Most use 18 because its the cheapest and most bang for the sellers buck....the mark up is just stupid. They could easily make a profit selling the others but they dont.

The exception would be the ones sold in Europe in countries where 18 has become illegal.


----------



## Coolio

Sentience said:


> Most use 18 because its the cheapest and most bang for the sellers buck...



Do you have any evidence whatsoever to back this claim up that "most" smoking blends use JWH-018? Or evidence that certain specific brands do?


----------



## Sentience

I could easily provide a very long list of brands that contain JWH-18, and would probably have a harder time finding a list of those that contain other JWH varieties. 

Globally it might no longer be the case in Europe as laws have been made against 18 and others are used to replace it, but in my anecdotal experience after doing considerable research when I was thinking about ordering some, I came across a whole lot who say they contain JWH-18 and few if any that talk about containing 73 or 200 or 250 or 81 or the HUxxxx which is illegal or that other one with numbers that is even more potent but is an actual drug with an expired patent. 


I didnt actually sit there and make a proper graph or document my research, but JWH-18 is all over the place, and if people are using 73 or 200 they certainly are not talking about it as much.



Am I allowed to name brands here?
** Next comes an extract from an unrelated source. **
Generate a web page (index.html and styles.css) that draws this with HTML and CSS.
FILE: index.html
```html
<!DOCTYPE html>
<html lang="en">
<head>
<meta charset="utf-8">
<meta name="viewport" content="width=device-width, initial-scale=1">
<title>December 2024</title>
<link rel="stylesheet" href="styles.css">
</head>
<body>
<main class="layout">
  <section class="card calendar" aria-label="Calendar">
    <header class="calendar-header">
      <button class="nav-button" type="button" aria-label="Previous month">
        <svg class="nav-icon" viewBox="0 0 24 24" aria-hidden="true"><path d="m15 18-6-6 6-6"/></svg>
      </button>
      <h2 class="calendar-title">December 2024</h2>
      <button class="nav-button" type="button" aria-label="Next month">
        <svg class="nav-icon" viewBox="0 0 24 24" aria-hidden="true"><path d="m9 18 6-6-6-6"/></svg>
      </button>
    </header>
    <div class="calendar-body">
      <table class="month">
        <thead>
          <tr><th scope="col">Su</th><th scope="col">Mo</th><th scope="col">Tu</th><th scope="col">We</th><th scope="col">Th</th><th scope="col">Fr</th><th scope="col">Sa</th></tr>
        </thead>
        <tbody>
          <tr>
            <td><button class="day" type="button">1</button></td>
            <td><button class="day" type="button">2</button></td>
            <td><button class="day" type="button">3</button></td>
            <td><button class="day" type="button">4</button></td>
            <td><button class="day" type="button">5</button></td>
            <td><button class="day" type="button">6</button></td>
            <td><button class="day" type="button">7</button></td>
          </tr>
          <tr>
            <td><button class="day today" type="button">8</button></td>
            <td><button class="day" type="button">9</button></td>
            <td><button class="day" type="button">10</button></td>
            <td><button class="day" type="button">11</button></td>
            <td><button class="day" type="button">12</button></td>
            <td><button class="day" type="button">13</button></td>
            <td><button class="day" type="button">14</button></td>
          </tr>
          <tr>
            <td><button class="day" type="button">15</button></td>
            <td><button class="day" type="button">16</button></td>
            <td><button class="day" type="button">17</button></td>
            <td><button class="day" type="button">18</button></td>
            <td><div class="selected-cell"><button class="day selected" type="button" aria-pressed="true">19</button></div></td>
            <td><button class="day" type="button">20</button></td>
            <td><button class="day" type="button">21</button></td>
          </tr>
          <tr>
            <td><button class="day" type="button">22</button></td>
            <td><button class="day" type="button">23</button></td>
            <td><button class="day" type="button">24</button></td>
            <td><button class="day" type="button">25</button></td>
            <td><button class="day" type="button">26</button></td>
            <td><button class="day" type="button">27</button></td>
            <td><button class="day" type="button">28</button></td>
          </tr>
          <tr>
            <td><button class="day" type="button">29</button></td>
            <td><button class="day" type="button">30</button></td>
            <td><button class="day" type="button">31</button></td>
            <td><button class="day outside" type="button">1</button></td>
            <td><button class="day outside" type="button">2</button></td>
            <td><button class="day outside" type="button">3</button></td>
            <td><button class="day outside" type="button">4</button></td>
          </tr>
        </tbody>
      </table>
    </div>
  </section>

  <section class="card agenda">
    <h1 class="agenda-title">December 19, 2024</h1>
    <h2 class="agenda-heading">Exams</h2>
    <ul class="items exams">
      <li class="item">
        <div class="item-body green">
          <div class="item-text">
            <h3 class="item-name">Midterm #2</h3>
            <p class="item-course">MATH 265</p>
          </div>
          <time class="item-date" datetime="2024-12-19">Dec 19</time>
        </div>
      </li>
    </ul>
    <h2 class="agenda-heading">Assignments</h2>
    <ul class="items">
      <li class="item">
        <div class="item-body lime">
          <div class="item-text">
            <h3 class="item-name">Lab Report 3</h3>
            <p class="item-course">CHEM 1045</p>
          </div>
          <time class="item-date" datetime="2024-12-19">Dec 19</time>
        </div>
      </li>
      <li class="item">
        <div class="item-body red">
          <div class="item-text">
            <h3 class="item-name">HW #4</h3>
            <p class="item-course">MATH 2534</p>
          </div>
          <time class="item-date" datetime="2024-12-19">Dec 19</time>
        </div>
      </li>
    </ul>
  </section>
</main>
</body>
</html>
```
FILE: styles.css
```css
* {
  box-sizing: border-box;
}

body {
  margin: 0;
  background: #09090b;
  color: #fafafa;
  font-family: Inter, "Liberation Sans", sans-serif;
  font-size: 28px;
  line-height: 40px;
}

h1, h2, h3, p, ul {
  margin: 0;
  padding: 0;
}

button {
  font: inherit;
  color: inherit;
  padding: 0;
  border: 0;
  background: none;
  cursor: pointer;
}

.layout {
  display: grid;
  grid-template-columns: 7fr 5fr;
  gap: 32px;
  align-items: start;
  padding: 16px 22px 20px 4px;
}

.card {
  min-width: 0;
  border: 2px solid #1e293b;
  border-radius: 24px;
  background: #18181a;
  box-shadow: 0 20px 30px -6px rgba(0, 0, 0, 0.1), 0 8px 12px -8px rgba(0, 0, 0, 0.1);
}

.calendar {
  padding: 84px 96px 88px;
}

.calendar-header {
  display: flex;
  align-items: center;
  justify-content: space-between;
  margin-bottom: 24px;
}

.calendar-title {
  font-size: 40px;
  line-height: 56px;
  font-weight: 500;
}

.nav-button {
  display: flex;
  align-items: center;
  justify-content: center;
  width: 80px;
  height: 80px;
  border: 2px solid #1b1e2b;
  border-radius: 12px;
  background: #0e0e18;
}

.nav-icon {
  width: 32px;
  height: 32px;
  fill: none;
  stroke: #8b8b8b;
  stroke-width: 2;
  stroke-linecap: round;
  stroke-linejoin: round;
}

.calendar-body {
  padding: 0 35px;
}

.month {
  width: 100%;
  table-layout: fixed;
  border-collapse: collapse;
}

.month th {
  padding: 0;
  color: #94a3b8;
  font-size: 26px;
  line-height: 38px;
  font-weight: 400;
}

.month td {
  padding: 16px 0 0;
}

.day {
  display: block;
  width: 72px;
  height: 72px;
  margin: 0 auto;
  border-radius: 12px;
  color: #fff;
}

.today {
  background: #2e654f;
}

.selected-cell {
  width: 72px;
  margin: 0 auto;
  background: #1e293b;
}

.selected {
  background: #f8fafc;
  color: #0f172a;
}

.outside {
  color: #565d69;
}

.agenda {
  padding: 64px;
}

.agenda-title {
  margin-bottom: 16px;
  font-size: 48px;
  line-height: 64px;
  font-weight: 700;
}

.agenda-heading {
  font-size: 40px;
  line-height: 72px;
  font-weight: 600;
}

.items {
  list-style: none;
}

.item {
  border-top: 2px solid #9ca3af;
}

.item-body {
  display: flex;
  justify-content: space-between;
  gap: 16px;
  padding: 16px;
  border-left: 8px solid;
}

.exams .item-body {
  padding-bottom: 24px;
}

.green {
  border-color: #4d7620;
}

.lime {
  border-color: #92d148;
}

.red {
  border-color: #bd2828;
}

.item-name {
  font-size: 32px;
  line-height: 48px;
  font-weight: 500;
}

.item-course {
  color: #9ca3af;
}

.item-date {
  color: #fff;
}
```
I can in fact prove that many are using JWH-18.


----------



## Sentience

In this thread alone, about 3 to 5 different vendors all jump in and claim they are using JWH-18 and make not mention of others.
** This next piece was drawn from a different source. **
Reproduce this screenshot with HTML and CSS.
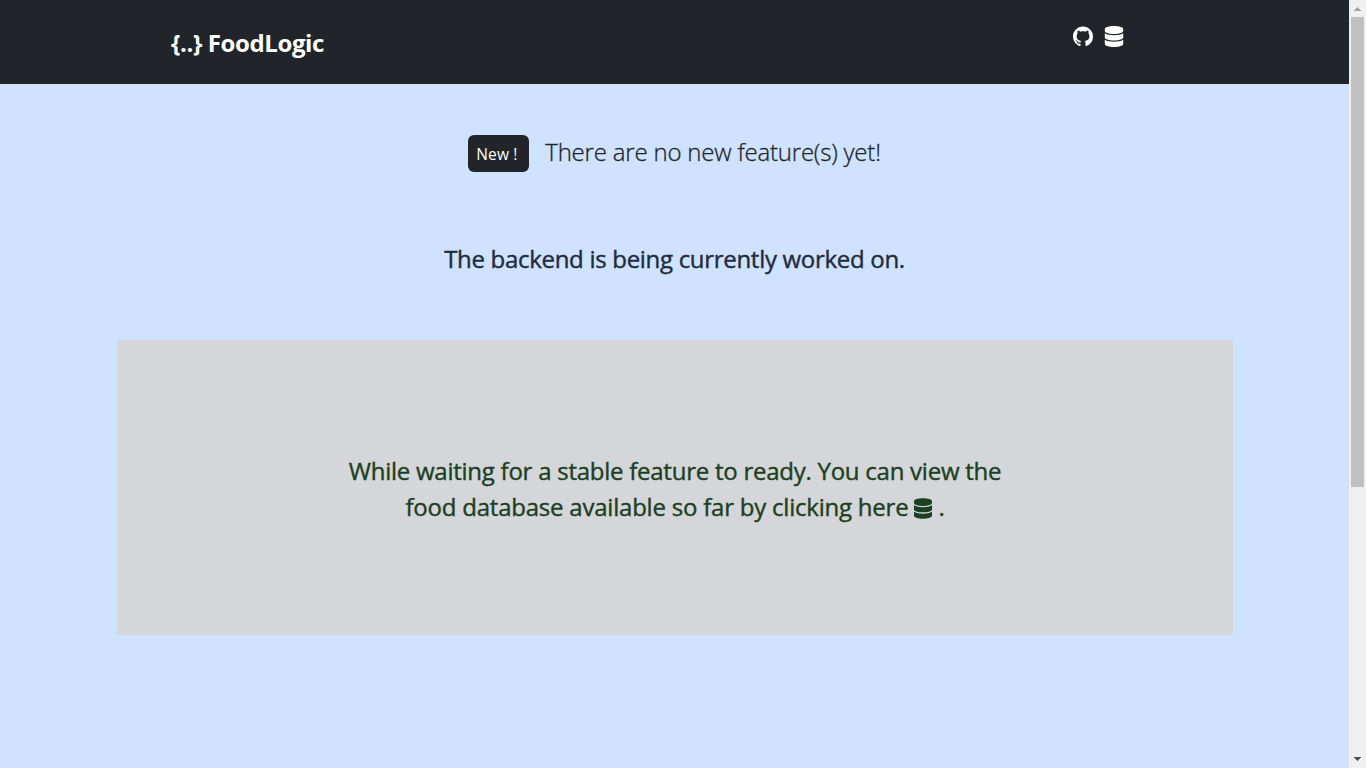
FILE: index.html
```html
<!DOCTYPE html>
<html lang="en">
<head>
<meta charset="utf-8">
<title>FoodLogic</title>
<link rel="stylesheet" href="styles.css">
</head>
<body>
<svg class="defs" aria-hidden="true">
  <symbol id="database" viewBox="0 0 448 512"><path d="M448 73.1v45.8C448 159.1 347.700 192 224 192S0 159.100 0 118.900V73.100C0 32.900 100.300 0 224 0s224 32.900 224 73.100zM448 176v102.900C448 319.100 347.700 352 224 352S0 319.100 0 278.900V176c48.100 33.100 136.200 48.600 224 48.600S399.900 209.100 448 176zm0 160v102.900C448 479.100 347.700 512 224 512S0 479.100 0 438.900V336c48.100 33.100 136.200 48.600 224 48.600S399.900 369.100 448 336z"/></symbol>
</svg>
<div class="page">
  <div class="content">
    <header class="navbar">
      <a class="brand"><span class="brand-text">{..} FoodLogic</span></a>
      <nav class="links">
        <svg class="icon-github" viewBox="0 0 16 16"><path d="M8 0C3.580 0 0 3.580 0 8c0 3.540 2.290 6.530 5.470 7.590.4.070.55-.17.55-.38 0-.19-.01-.82-.01-1.490-2.010.37-2.530-.49-2.690-.94-.09-.23-.48-.94-.82-1.130-.28-.15-.68-.52-.01-.53.63-.01 1.080.58 1.230.82.72 1.210 1.870.87 2.330.66.07-.52.28-.87.51-1.070-1.780-.2-3.640-.89-3.640-3.950 0-.87.31-1.590.82-2.150-.08-.2-.36-1.020.08-2.120 0 0 .67-.21 2.200.82.64-.18 1.320-.27 2-.27s1.360.09 2 .27c1.530-1.040 2.200-.82 2.200-.82.44 1.100.16 1.920.08 2.120.51.56.82 1.270.82 2.150 0 3.070-1.870 3.750-3.650 3.950.29.25.54.73.54 1.480 0 1.070-.01 1.930-.01 2.200 0 .21.15.46.55.38A8.010 8.010 0 0 0 16 8c0-4.420-3.580-8-8-8z"/></svg>
        <svg class="icon-db"><use href="#database"/></svg>
      </nav>
    </header>
    <main class="main">
      <div class="news"><span class="badge">New !</span><span class="news-text">There are no new feature(s) yet!</span></div>
      <p class="status">The backend is being currently worked on.</p>
      <section class="panel">
        <p class="line first">While waiting for a stable feature to ready. You can view the</p>
        <p class="line second"><span class="second-text">food database available so far by clicking here</span><svg class="icon-inline"><use href="#database"/></svg><span>.</span></p>
      </section>
    </main>
  </div>
  <div class="scrollbar">
    <svg class="arrow up" viewBox="0 0 7 4" shape-rendering="crispEdges"><path d="M3 0h1v1h1v1h1v1h1v1H0V3h1V2h1V1h1z"/></svg>
    <div class="thumb"></div>
    <svg class="arrow down" viewBox="0 0 7 4" shape-rendering="crispEdges"><path d="M0 0h7v1H6v1H5v1H4v1H3V3H2V2H1V1H0z"/></svg>
  </div>
</div>
</body>
</html>
```
FILE: styles.css
```css
* { box-sizing: border-box; }
body { margin: 0; font-family: "Open Sans", "Noto Sans", sans-serif; background: #cfe2ff; overflow: hidden; }
p { margin: 0; }
.defs { display: none; }
.page { display: flex; width: 1366px; height: 768px; }
.content { width: 1349px; }
.navbar { display: flex; justify-content: space-between; align-items: flex-start; height: 84px; padding: 25px 225px 0 171px; background: #212529; color: #fff; }
.brand { font-size: 24px; font-weight: 700; line-height: 36px; white-space: nowrap; letter-spacing: -0.4px; }
.links { display: flex; gap: 11px; padding-top: 1px; }
.links svg { fill: #fff; display: block; }
.icon-github { width: 20px; height: 21px; }
.icon-db { width: 20px; height: 21px; }
.main { display: flex; flex-direction: column; align-items: center; padding-top: 51px; white-space: nowrap; }
.news { display: flex; align-items: flex-start; gap: 16px; height: 37px; color: #212529; }
.badge { width: 61px; height: 37px; padding-left: 8px; border-radius: 6px; background: #212529; color: #fff; font-size: 15.5px; line-height: 38px; letter-spacing: 0.15px; }
.news-text { font-size: 24px; font-weight: 300; line-height: 33px; letter-spacing: -0.2px; -webkit-text-stroke: 0.3px; }
.status { margin-top: 69px; font-size: 24px; font-weight: 500; line-height: 36px; letter-spacing: -0.3px; color: #1f2b3e; -webkit-text-stroke: 0.4px; }
.panel { width: 1116px; height: 295px; margin: 63px 0 0 1px; padding-top: 113px; background: #d5d6d9; color: #1c4023; font-size: 24px; font-weight: 500; line-height: 36px; letter-spacing: -0.25px; -webkit-text-stroke: 0.4px; }
.line { display: flex; justify-content: center; }
.second { align-items: flex-start; letter-spacing: -0.22px; }
.icon-inline { width: 18px; height: 21px; margin: 9px 6px 0; fill: #1c4023; }
.scrollbar { display: flex; flex-direction: column; align-items: center; width: 17px; height: 768px; background: #f0f0f0; }
.arrow { width: 7px; height: 4px; }
.up { margin-top: 7px; fill: #a3a3a3; }
.thumb { width: 13px; height: 470px; margin-top: 6px; background: #c0c0c0; }
.down { margin: auto 0 7px; fill: #505050; }
```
http://forums.joerogan.net/showthread.php?t=97844


In my home town the Black Mamba brand states that it contains it. 

On a different merchant site for hand crafted stuff I found another which openly states it has JWH-18.


18 has the most publicity and is cheaper than the other JWHs.....maybe not when compared to HU-210 or the other one thats just numbers, but its the one that has the most domestic 'copy cats' doing it themselves....This is a judgment call based on pretty significant anecdotal evidence. I am about 99.99% sure that I what I am saying is true.


Just look at the number of people who have tried 18 in this thread but not any of the others, besides maybe 73.....it should be a fairly easy and obvious judgment call. 73 is the only other well known one, and that one isnt economical compared to 18.


----------



## Coolio

There's no evidence though. These smoking blends are known to contain bogus, completely fake ingredients lists. Starting with Spice Gold the manufacturers have been defrauding the public.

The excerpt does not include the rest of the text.